Your instructions
Copy the lines below as they are; omit the images they contain.

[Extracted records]
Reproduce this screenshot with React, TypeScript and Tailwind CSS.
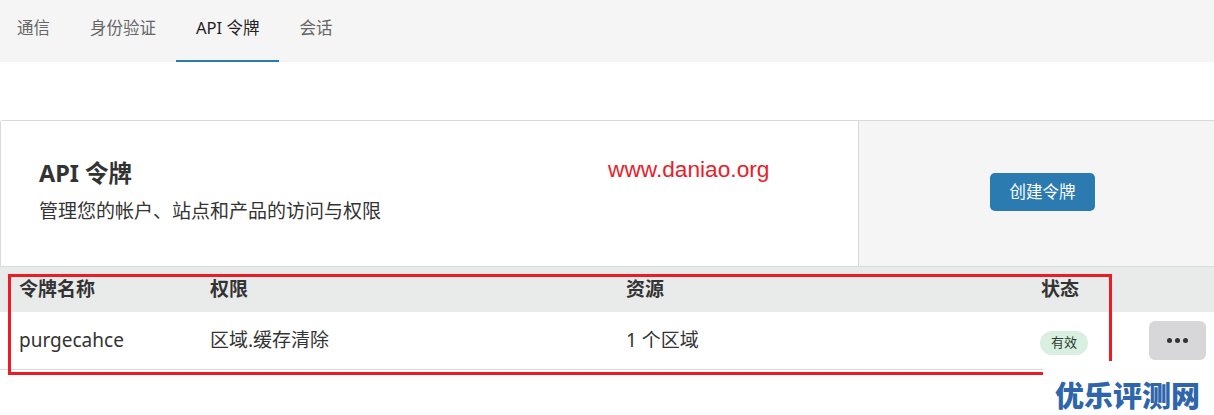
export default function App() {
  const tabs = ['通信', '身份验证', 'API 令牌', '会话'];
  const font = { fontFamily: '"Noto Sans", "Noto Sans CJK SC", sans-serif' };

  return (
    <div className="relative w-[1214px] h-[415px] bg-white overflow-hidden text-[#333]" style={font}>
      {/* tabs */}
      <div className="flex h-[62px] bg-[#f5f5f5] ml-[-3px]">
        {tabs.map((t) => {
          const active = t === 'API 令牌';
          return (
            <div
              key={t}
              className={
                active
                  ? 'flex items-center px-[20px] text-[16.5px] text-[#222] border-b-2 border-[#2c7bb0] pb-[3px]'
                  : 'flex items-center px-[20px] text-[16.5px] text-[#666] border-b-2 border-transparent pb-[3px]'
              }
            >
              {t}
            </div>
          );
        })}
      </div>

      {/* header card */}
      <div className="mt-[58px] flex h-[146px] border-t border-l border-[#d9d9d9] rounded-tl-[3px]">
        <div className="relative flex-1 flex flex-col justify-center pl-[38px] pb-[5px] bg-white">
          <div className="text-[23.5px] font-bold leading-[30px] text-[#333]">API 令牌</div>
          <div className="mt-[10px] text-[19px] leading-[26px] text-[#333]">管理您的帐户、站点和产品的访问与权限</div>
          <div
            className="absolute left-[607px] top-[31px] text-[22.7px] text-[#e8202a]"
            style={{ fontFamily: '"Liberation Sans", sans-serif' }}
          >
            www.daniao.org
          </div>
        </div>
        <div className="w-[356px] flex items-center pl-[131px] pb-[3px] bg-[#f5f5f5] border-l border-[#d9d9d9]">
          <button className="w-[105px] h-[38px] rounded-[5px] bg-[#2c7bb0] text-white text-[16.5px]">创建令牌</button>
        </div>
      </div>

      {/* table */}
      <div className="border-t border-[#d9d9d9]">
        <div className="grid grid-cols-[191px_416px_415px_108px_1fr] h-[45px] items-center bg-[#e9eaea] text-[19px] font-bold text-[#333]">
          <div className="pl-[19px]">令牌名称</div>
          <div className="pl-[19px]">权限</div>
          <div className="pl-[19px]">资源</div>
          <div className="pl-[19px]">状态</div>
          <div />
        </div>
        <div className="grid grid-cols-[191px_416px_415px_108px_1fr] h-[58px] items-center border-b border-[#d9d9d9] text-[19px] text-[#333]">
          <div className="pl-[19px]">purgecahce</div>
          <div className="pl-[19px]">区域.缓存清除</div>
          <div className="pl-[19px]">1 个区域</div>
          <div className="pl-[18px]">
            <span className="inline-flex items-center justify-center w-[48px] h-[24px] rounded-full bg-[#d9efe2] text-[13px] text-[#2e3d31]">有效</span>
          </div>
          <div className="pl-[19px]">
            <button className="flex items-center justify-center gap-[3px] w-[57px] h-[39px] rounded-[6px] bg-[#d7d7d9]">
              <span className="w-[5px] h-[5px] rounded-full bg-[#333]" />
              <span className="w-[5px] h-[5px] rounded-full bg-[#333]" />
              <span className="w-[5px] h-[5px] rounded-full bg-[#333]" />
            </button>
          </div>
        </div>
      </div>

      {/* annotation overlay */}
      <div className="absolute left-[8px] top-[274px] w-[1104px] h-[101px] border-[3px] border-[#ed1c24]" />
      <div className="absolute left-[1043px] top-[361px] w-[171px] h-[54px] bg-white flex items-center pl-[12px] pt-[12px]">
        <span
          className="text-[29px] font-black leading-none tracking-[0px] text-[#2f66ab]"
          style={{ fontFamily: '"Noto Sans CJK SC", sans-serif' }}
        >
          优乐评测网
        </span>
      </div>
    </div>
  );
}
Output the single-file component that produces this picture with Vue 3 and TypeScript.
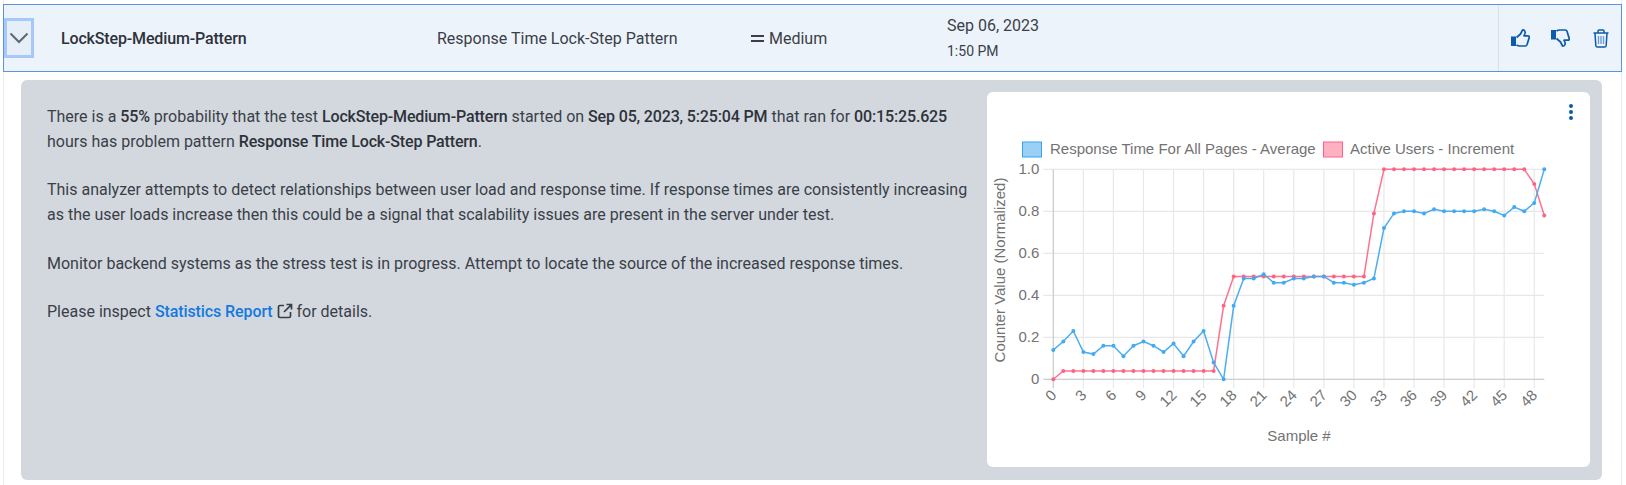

Written solution
Reproduce this screenshot with React, TypeScript and Tailwind CSS.
export default function App() {
  const tabs = ['通信', '身份验证', 'API 令牌', '会话'];
  const font = { fontFamily: '"Noto Sans", "Noto Sans CJK SC", sans-serif' };

  return (
    <div className="relative w-[1214px] h-[415px] bg-white overflow-hidden text-[#333]" style={font}>
      {/* tabs */}
      <div className="flex h-[62px] bg-[#f5f5f5] ml-[-3px]">
        {tabs.map((t) => {
          const active = t === 'API 令牌';
          return (
            <div
              key={t}
              className={
                active
                  ? 'flex items-center px-[20px] text-[16.5px] text-[#222] border-b-2 border-[#2c7bb0] pb-[3px]'
                  : 'flex items-center px-[20px] text-[16.5px] text-[#666] border-b-2 border-transparent pb-[3px]'
              }
            >
              {t}
            </div>
          );
        })}
      </div>

      {/* header card */}
      <div className="mt-[58px] flex h-[146px] border-t border-l border-[#d9d9d9] rounded-tl-[3px]">
        <div className="relative flex-1 flex flex-col justify-center pl-[38px] pb-[5px] bg-white">
          <div className="text-[23.5px] font-bold leading-[30px] text-[#333]">API 令牌</div>
          <div className="mt-[10px] text-[19px] leading-[26px] text-[#333]">管理您的帐户、站点和产品的访问与权限</div>
          <div
            className="absolute left-[607px] top-[31px] text-[22.7px] text-[#e8202a]"
            style={{ fontFamily: '"Liberation Sans", sans-serif' }}
          >
            www.daniao.org
          </div>
        </div>
        <div className="w-[356px] flex items-center pl-[131px] pb-[3px] bg-[#f5f5f5] border-l border-[#d9d9d9]">
          <button className="w-[105px] h-[38px] rounded-[5px] bg-[#2c7bb0] text-white text-[16.5px]">创建令牌</button>
        </div>
      </div>

      {/* table */}
      <div className="border-t border-[#d9d9d9]">
        <div className="grid grid-cols-[191px_416px_415px_108px_1fr] h-[45px] items-center bg-[#e9eaea] text-[19px] font-bold text-[#333]">
          <div className="pl-[19px]">令牌名称</div>
          <div className="pl-[19px]">权限</div>
          <div className="pl-[19px]">资源</div>
          <div className="pl-[19px]">状态</div>
          <div />
        </div>
        <div className="grid grid-cols-[191px_416px_415px_108px_1fr] h-[58px] items-center border-b border-[#d9d9d9] text-[19px] text-[#333]">
          <div className="pl-[19px]">purgecahce</div>
          <div className="pl-[19px]">区域.缓存清除</div>
          <div className="pl-[19px]">1 个区域</div>
          <div className="pl-[18px]">
            <span className="inline-flex items-center justify-center w-[48px] h-[24px] rounded-full bg-[#d9efe2] text-[13px] text-[#2e3d31]">有效</span>
          </div>
          <div className="pl-[19px]">
            <button className="flex items-center justify-center gap-[3px] w-[57px] h-[39px] rounded-[6px] bg-[#d7d7d9]">
              <span className="w-[5px] h-[5px] rounded-full bg-[#333]" />
              <span className="w-[5px] h-[5px] rounded-full bg-[#333]" />
              <span className="w-[5px] h-[5px] rounded-full bg-[#333]" />
            </button>
          </div>
        </div>
      </div>

      {/* annotation overlay */}
      <div className="absolute left-[8px] top-[274px] w-[1104px] h-[101px] border-[3px] border-[#ed1c24]" />
      <div className="absolute left-[1043px] top-[361px] w-[171px] h-[54px] bg-white flex items-center pl-[12px] pt-[12px]">
        <span
          className="text-[29px] font-black leading-none tracking-[0px] text-[#2f66ab]"
          style={{ fontFamily: '"Noto Sans CJK SC", sans-serif' }}
        >
          优乐评测网
        </span>
      </div>
    </div>
  );
}
Output the single-file component that produces this picture with Vue 3 and TypeScript.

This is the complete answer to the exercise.